On Monday, Attorney General William P. Barr asked Apple to help the FBI further by unlocking iPhone 7 and iPhone 5 as the investigation goes on. Apple, however, denied the request to provide backdoor or unlock both password-protected iPhones, which belong to the shooter. The Department of Justice also declared they have decided to classify the incident as an act of “jihadist ideology” terrorism.
In response to Apple’s rejection, President Trump accused Apple of not unlocking the iPhones used by shooter, and the company needs to step up to the plate. Here is the full tweet
On December 6, 2019, an alleged shooter Second Lt. Mohammed Saeed Alshamrani, a Saudi Air Force student training in the US, opened fire in Pensacola naval base. The attack ended with three dead and eight injured. A deputy sheriff fatally shotted the 21-year-old terrorist during the attack.
Apple’s response on Florida shooting investigation
In the part of the ongoing investigation, Apple has affirmed it has responded to many requests, in detail and timely, to help the process. The Cupertino tech giant hitting back at claims of “no substantive assistance” by Barr claimed it has allowed access to a variety of information, including iCloud backups, account information, and transactional data for multiple accounts.

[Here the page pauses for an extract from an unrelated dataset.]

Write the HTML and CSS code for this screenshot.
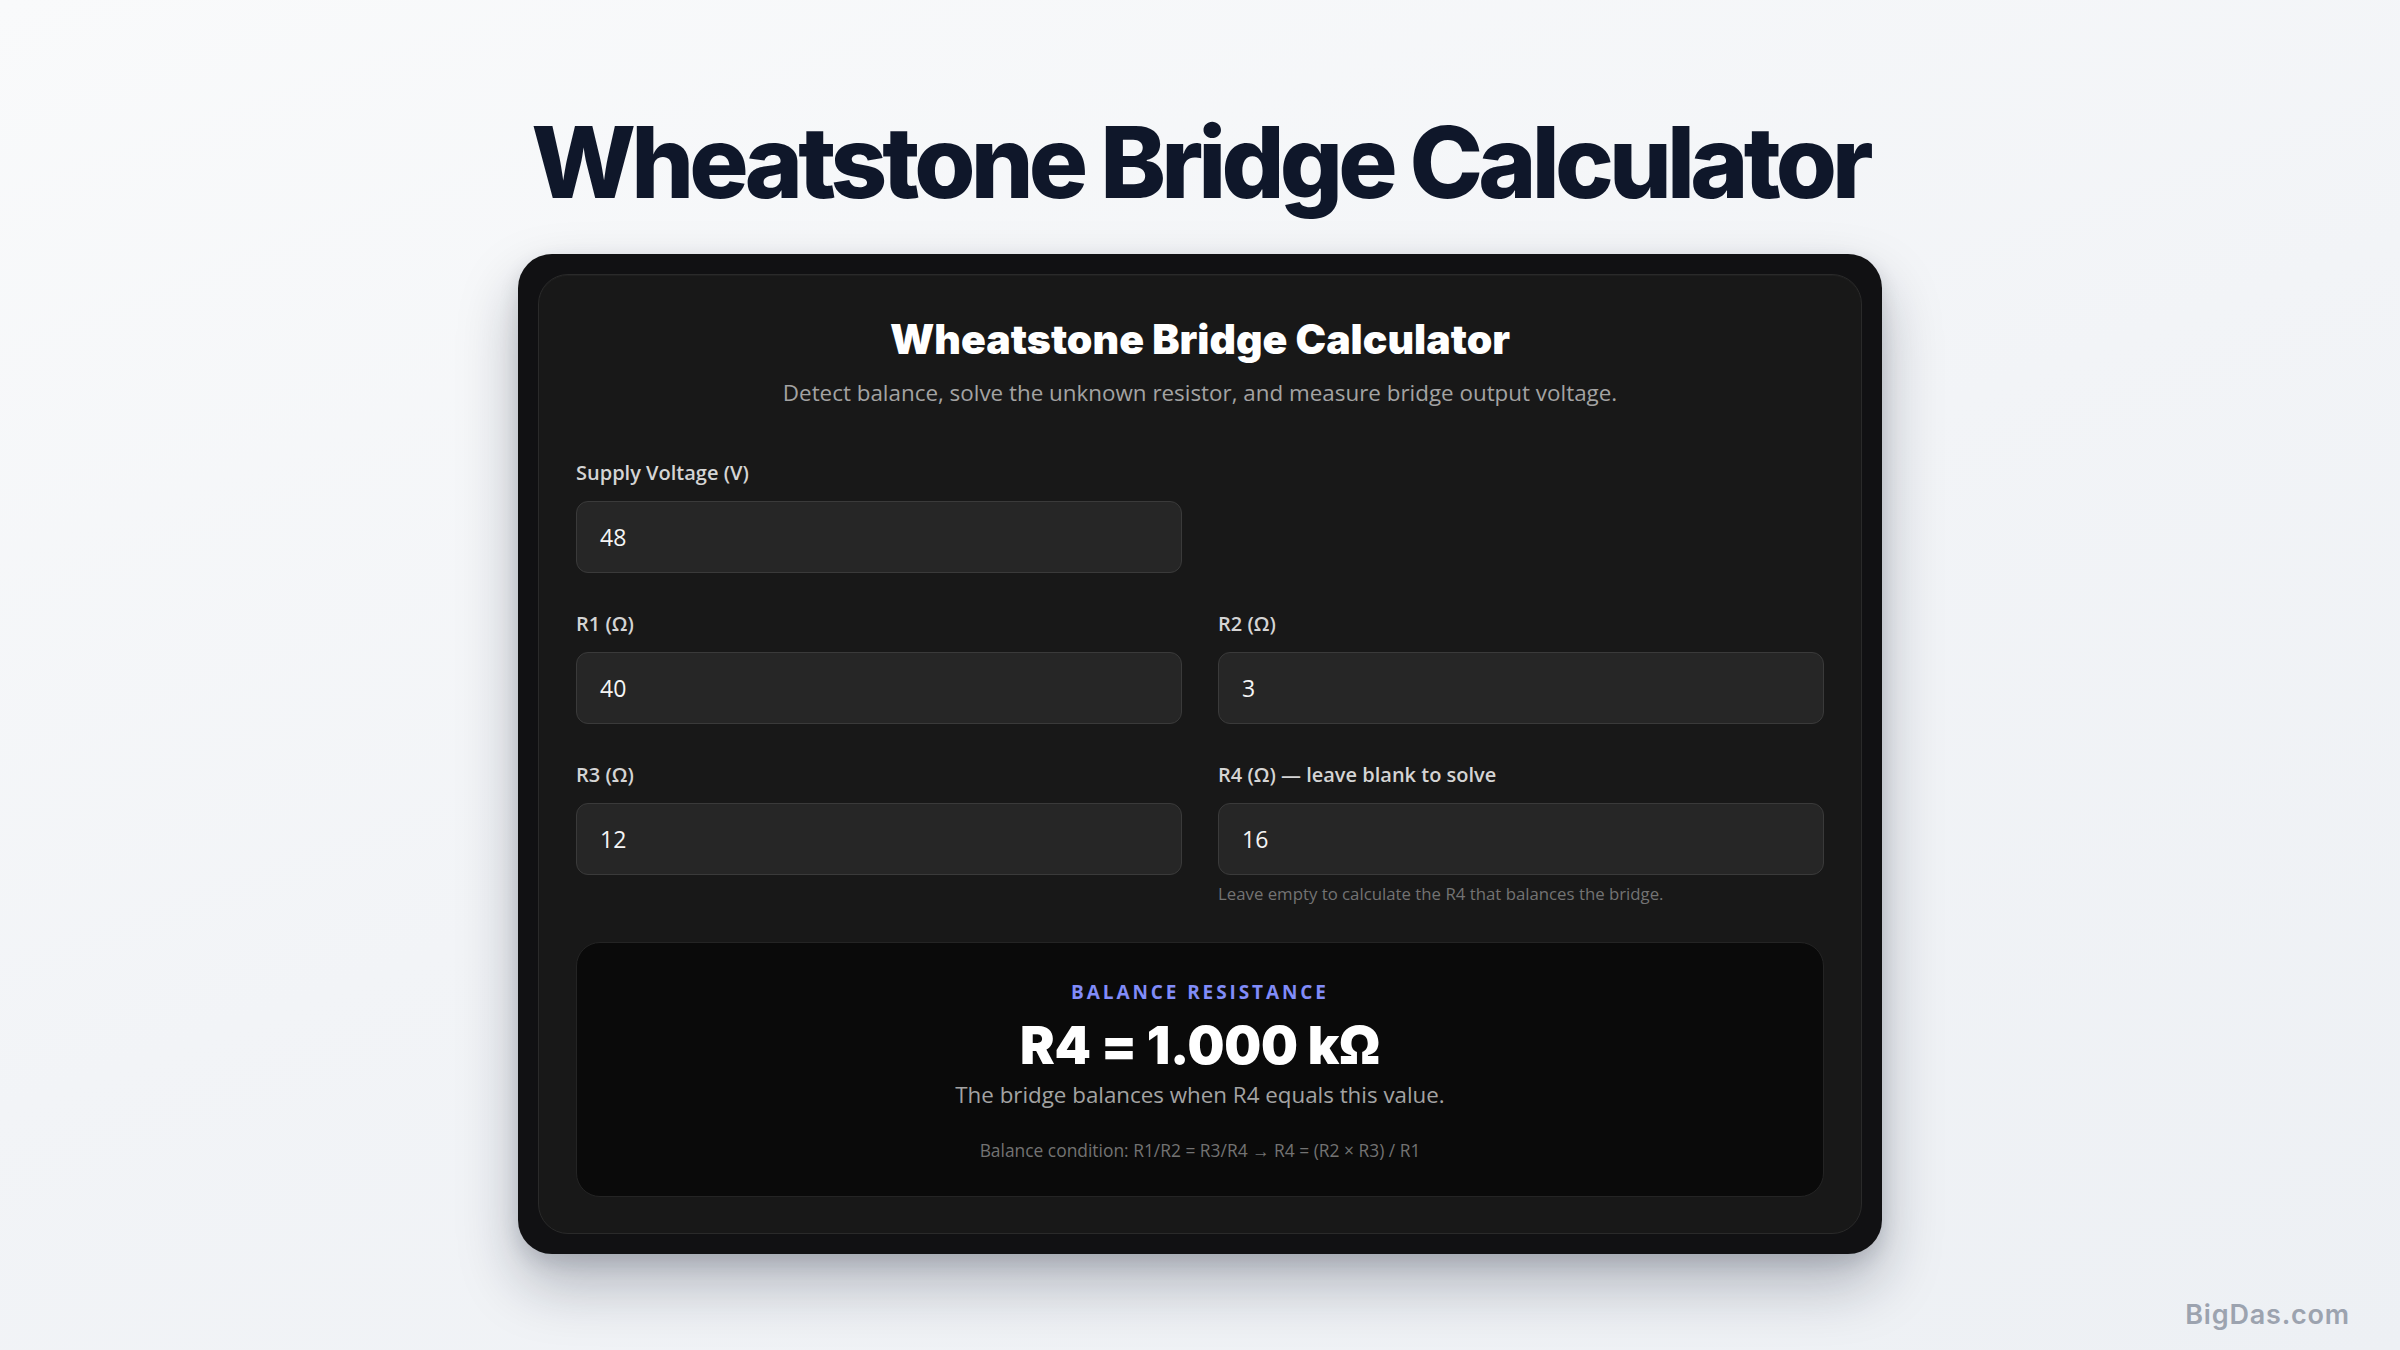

Apple, in a statement, said, “We responded to each request promptly, often within hours, sharing information with FBI offices in Jacksonville, Pensacola, and New York. The queries resulted in many gigabytes of information that we turned over to investigators. In every instance, we responded with all of the information that we had.”
Backdoors in iPhone
The company maintains a policy of no backdoors, which allows unauthorized access to data for exceptional cases, in its smartphone devices. So even if it wants to help the FBI, it might not be possible even for itself.
Apple said that it has made sure for a long time that there is no such thing as a backdoor for the bad guys as well as good guys. The company believes backdoors can be exploited by those who threaten the national security and data security of our customers. In the locked state, an iPhone is strongly encrypted, and a passcode or Face ID is needed to decrypt the data.
It seems like the FBI and Attorney General Barr are not fully satisfied until a request to the encrypted iPhones fulfilled. Moreover, the government portrayed it by not helping the FBI, Apple is favoring the shooter Alshamrani. It is not the first time Apple rejected a request to decrypt an iPhone. After the San Bernardino attack in 2015, Apple declined to provide a backdoor to the shooter’s iPhone. Still, the FBI unlocked the iPhone with the help of a high-tech third-party premium tool.